--- start of Source excerpt ---

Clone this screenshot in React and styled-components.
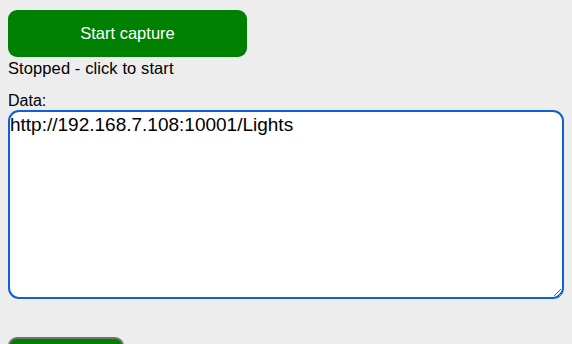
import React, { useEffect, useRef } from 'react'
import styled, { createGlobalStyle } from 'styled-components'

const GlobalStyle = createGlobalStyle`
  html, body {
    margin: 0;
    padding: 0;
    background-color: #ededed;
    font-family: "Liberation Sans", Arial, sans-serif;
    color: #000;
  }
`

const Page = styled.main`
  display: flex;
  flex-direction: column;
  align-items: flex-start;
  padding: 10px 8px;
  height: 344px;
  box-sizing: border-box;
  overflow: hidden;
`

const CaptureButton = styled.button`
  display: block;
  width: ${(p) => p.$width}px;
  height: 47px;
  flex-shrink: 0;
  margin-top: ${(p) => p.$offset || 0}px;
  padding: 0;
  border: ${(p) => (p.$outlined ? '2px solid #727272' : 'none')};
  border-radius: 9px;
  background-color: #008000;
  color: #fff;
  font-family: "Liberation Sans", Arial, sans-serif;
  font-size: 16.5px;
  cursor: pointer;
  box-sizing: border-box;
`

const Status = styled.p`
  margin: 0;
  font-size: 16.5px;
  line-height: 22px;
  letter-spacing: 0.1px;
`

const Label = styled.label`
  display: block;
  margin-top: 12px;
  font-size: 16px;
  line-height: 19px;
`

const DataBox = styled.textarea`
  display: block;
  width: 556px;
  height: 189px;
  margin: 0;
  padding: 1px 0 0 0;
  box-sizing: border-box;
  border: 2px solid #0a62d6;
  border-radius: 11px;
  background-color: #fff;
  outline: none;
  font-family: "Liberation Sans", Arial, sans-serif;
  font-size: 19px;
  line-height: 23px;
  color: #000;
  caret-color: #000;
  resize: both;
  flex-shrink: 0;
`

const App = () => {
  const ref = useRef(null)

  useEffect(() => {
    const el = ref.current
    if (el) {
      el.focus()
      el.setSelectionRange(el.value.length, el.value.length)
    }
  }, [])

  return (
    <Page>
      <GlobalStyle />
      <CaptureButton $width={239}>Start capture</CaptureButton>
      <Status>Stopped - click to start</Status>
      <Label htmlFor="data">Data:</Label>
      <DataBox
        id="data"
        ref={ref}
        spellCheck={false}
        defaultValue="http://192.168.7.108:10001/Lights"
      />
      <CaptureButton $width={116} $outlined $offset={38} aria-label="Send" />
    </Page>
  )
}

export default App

--- end of Source excerpt ---

Work to complete ::
Write out every line of the preceding listing that contains "styled".

Answer for this exercise ::
Clone this screenshot in React and styled-components.
import styled, { createGlobalStyle } from 'styled-components'
const Page = styled.main`
const CaptureButton = styled.button`
const Status = styled.p`
const Label = styled.label`
const DataBox = styled.textarea`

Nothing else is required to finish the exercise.